Las Vegas Sun

March 28, 2024

Columnist Jeff German: The police union’s stepped-up probe

The cops are back on the attack in their fight with the county to get a decent pay raise.

In the past two weeks, lawyers for the Las Vegas Police Protective Association, the union that represents some 2,400 officers, have flooded Clark County with public information requests.

"We want the county to be held accountable for having a double standard in how they compensate themselves in both pay and benefits compared to us," PPA Executive Director Dave Kallas says.

What the cops have requested is the kind of information, I suspect, that some within the county might be reluctant to release.

County Manager Thom Reilly, however, doesn't seem too worried.

"I've never had a problem with people asking for public information," Reilly says.

The cops want the cell phone records and e-mail correspondence of the seven county commissioners for September and October.

These are the crucial months leading up to the Metro Fiscal Affairs Committee's rejection Oct. 24 of a collective bargaining agreement between the PPA and Metro Police. The contract guaranteed officers a 25.6 percent hike in wages and benefits over four years, a deal the county believes is too rich.

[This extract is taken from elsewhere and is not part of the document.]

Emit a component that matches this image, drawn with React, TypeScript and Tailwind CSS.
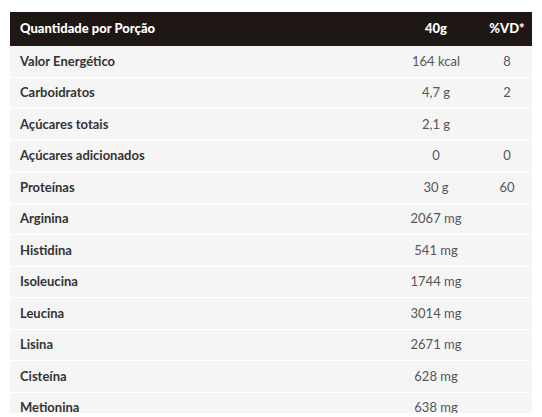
const rows: [string, string, string][] = [
  ["Valor Energético", "164 kcal", "8"],
  ["Carboidratos", "4,7 g", "2"],
  ["Açúcares totais", "2,1 g", ""],
  ["Açúcares adicionados", "0", "0"],
  ["Proteínas", "30 g", "60"],
  ["Arginina", "2067 mg", ""],
  ["Histidina", "541 mg", ""],
  ["Isoleucina", "1744 mg", ""],
  ["Leucina", "3014 mg", ""],
  ["Lisina", "2671 mg", ""],
  ["Cisteína", "628 mg", ""],
  ["Metionina", "638 mg", ""],
];

export default function App() {
  return (
    <div className="w-[542px] h-[417px] bg-white pt-3 px-[10px] font-['Lato',sans-serif]">
      <div className="h-[401px] overflow-hidden">
        <div className="flex items-center h-[34px] bg-[#1f1714] text-white text-[13px] font-black">
          <div className="flex-1 pl-[10px]">Quantidade por Porção</div>
          <div className="w-[92px] text-center">40g</div>
          <div className="w-[50px] text-center">%VD*</div>
        </div>
        {rows.map(([name, amount, vd]) => (
          <div
            key={name}
            className="flex items-center h-[31.5px] bg-[#f5f5f5] border-b border-white text-[13px]"
          >
            <div className="flex-1 pl-[10px] font-bold text-[#333]">{name}</div>
            <div className="w-[92px] text-center text-[#555]">{amount}</div>
            <div className="w-[50px] text-center text-[#555]">{vd}</div>
          </div>
        ))}
      </div>
    </div>
  );
}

The union, however, believes the county resorted to some political chicanery to undermine the agreement. It has filed a lawsuit against county officials to overturn the Fiscal Affairs Committee vote, and it has lodged an open meeting law complaint with the attorney general's office.

All of this stems from an unprecedented move to bounce Commissioner Tom Collins, the union's man on Fiscal Affairs, from the five-member panel and replace him with Commission Chairman Rory Reid. The substitution gave the county the 3-2 majority on Fiscal Affairs it needed to shoot down the police pay raise.

Last week an AG investigator looking into a potential open meeting law violation created a buzz at the County Government Center when he interviewed Collins.

Commissioners have denied any improprieties here. But union leaders are hoping the cell phone records and e-mails will give them more insight into how their friend on Fiscal Affairs was unceremoniously dumped. They want to know whether Collins was a victim of unlawful clandestine polling by his six colleagues.

But that's not the only information PPA lawyers are seeking from the county, as they gear up for likely binding arbitration in the contract dispute.

They're also looking to turn up the heat on Reilly.

In its lawsuit, the union accused Reilly of conspiring with the fiscally conservative Las Vegas Review-Journal to spread "misinformation" about the police contract in an effort to derail it.

Reilly denies the allegation.

But the union still wants details of Reilly's wage and benefits package with the county, including bonuses, car allowances, gasoline reimbursements and cell phone use.

It also wants to know whether Reilly, who earns $196,889 a year, has a severance package or "golden parachute."

The PPA's most intriguing request involves an effort to gather information on the wages and benefits of aides to three county commissioners -- Reid, Myrna Williams and Lynette Boggs McDonald.

By no coincidence these are the only three commissioners up for re-election next year.

Kallas downplayed the political significance of that request.

It's the first real sign, however, that the PPA, one of the state's more politically active unions, is prepared to let the contract dispute spill over onto the campaign trail.

Reid, the son of Nevada's most influential politician, Sen. Harry Reid, and Williams have been longtime PPA friends.

But with the livelihood of the cops on the line this time, traditional political alliances are also hanging in the balance.